• STATED PROBLEM: Give the data below again exactly as it stands. Omit the pictures.

• DATASET CONTENT:
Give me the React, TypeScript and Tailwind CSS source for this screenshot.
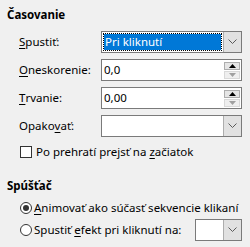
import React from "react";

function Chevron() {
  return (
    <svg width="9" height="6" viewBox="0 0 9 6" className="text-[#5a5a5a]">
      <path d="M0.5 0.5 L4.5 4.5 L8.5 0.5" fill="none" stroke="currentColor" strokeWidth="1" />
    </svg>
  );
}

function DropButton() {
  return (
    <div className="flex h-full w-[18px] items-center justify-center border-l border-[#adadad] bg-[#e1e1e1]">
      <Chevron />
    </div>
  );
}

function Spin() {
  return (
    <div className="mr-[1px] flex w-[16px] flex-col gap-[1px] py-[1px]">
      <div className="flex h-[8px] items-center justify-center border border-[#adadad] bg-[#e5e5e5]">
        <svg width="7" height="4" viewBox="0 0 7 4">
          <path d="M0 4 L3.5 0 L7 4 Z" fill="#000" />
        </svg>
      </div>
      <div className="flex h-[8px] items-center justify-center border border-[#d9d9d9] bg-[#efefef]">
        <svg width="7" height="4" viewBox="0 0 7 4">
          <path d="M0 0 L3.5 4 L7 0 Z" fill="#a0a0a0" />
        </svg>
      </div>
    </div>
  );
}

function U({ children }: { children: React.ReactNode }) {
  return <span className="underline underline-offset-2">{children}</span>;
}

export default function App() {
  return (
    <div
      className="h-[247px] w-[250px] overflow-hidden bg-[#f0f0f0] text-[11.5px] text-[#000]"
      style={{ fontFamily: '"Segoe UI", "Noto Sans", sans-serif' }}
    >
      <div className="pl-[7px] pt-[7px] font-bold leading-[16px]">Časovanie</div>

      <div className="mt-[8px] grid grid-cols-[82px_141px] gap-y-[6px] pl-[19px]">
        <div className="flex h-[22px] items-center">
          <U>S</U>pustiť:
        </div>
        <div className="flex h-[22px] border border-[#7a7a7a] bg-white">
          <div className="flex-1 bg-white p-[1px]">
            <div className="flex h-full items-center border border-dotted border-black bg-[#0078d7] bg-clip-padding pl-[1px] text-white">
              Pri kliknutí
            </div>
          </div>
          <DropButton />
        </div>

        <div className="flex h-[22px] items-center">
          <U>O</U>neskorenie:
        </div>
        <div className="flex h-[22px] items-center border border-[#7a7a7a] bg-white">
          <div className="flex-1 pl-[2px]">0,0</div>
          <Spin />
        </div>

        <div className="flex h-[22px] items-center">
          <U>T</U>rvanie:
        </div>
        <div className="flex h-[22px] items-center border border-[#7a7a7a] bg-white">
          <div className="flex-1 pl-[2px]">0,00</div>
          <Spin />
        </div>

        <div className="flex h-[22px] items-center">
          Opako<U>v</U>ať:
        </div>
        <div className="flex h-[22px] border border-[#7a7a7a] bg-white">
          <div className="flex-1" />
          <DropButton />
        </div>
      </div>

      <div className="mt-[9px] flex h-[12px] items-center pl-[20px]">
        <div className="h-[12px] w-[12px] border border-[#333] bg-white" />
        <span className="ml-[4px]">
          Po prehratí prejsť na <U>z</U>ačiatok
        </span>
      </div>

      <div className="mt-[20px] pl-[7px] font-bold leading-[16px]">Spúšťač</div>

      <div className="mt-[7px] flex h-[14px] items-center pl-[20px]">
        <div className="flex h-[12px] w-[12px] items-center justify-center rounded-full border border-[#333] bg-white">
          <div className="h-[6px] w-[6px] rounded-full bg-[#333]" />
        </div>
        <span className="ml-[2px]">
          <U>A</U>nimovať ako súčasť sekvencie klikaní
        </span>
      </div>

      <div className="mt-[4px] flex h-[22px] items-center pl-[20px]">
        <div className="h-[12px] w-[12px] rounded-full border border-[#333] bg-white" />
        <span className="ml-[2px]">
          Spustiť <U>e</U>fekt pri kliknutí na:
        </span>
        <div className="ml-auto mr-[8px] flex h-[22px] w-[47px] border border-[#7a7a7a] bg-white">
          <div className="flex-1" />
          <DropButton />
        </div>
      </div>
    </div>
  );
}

• TASK RESULT:
Give me the React, TypeScript and Tailwind CSS source for this screenshot.
import React from "react";

function Chevron() {
  return (
    <svg width="9" height="6" viewBox="0 0 9 6" className="text-[#5a5a5a]">
      <path d="M0.5 0.5 L4.5 4.5 L8.5 0.5" fill="none" stroke="currentColor" strokeWidth="1" />
    </svg>
  );
}

function DropButton() {
  return (
    <div className="flex h-full w-[18px] items-center justify-center border-l border-[#adadad] bg-[#e1e1e1]">
      <Chevron />
    </div>
  );
}

function Spin() {
  return (
    <div className="mr-[1px] flex w-[16px] flex-col gap-[1px] py-[1px]">
      <div className="flex h-[8px] items-center justify-center border border-[#adadad] bg-[#e5e5e5]">
        <svg width="7" height="4" viewBox="0 0 7 4">
          <path d="M0 4 L3.5 0 L7 4 Z" fill="#000" />
        </svg>
      </div>
      <div className="flex h-[8px] items-center justify-center border border-[#d9d9d9] bg-[#efefef]">
        <svg width="7" height="4" viewBox="0 0 7 4">
          <path d="M0 0 L3.5 4 L7 0 Z" fill="#a0a0a0" />
        </svg>
      </div>
    </div>
  );
}

function U({ children }: { children: React.ReactNode }) {
  return <span className="underline underline-offset-2">{children}</span>;
}

export default function App() {
  return (
    <div
      className="h-[247px] w-[250px] overflow-hidden bg-[#f0f0f0] text-[11.5px] text-[#000]"
      style={{ fontFamily: '"Segoe UI", "Noto Sans", sans-serif' }}
    >
      <div className="pl-[7px] pt-[7px] font-bold leading-[16px]">Časovanie</div>

      <div className="mt-[8px] grid grid-cols-[82px_141px] gap-y-[6px] pl-[19px]">
        <div className="flex h-[22px] items-center">
          <U>S</U>pustiť:
        </div>
        <div className="flex h-[22px] border border-[#7a7a7a] bg-white">
          <div className="flex-1 bg-white p-[1px]">
            <div className="flex h-full items-center border border-dotted border-black bg-[#0078d7] bg-clip-padding pl-[1px] text-white">
              Pri kliknutí
            </div>
          </div>
          <DropButton />
        </div>

        <div className="flex h-[22px] items-center">
          <U>O</U>neskorenie:
        </div>
        <div className="flex h-[22px] items-center border border-[#7a7a7a] bg-white">
          <div className="flex-1 pl-[2px]">0,0</div>
          <Spin />
        </div>

        <div className="flex h-[22px] items-center">
          <U>T</U>rvanie:
        </div>
        <div className="flex h-[22px] items-center border border-[#7a7a7a] bg-white">
          <div className="flex-1 pl-[2px]">0,00</div>
          <Spin />
        </div>

        <div className="flex h-[22px] items-center">
          Opako<U>v</U>ať:
        </div>
        <div className="flex h-[22px] border border-[#7a7a7a] bg-white">
          <div className="flex-1" />
          <DropButton />
        </div>
      </div>

      <div className="mt-[9px] flex h-[12px] items-center pl-[20px]">
        <div className="h-[12px] w-[12px] border border-[#333] bg-white" />
        <span className="ml-[4px]">
          Po prehratí prejsť na <U>z</U>ačiatok
        </span>
      </div>

      <div className="mt-[20px] pl-[7px] font-bold leading-[16px]">Spúšťač</div>

      <div className="mt-[7px] flex h-[14px] items-center pl-[20px]">
        <div className="flex h-[12px] w-[12px] items-center justify-center rounded-full border border-[#333] bg-white">
          <div className="h-[6px] w-[6px] rounded-full bg-[#333]" />
        </div>
        <span className="ml-[2px]">
          <U>A</U>nimovať ako súčasť sekvencie klikaní
        </span>
      </div>

      <div className="mt-[4px] flex h-[22px] items-center pl-[20px]">
        <div className="h-[12px] w-[12px] rounded-full border border-[#333] bg-white" />
        <span className="ml-[2px]">
          Spustiť <U>e</U>fekt pri kliknutí na:
        </span>
        <div className="ml-auto mr-[8px] flex h-[22px] w-[47px] border border-[#7a7a7a] bg-white">
          <div className="flex-1" />
          <DropButton />
        </div>
      </div>
    </div>
  );
}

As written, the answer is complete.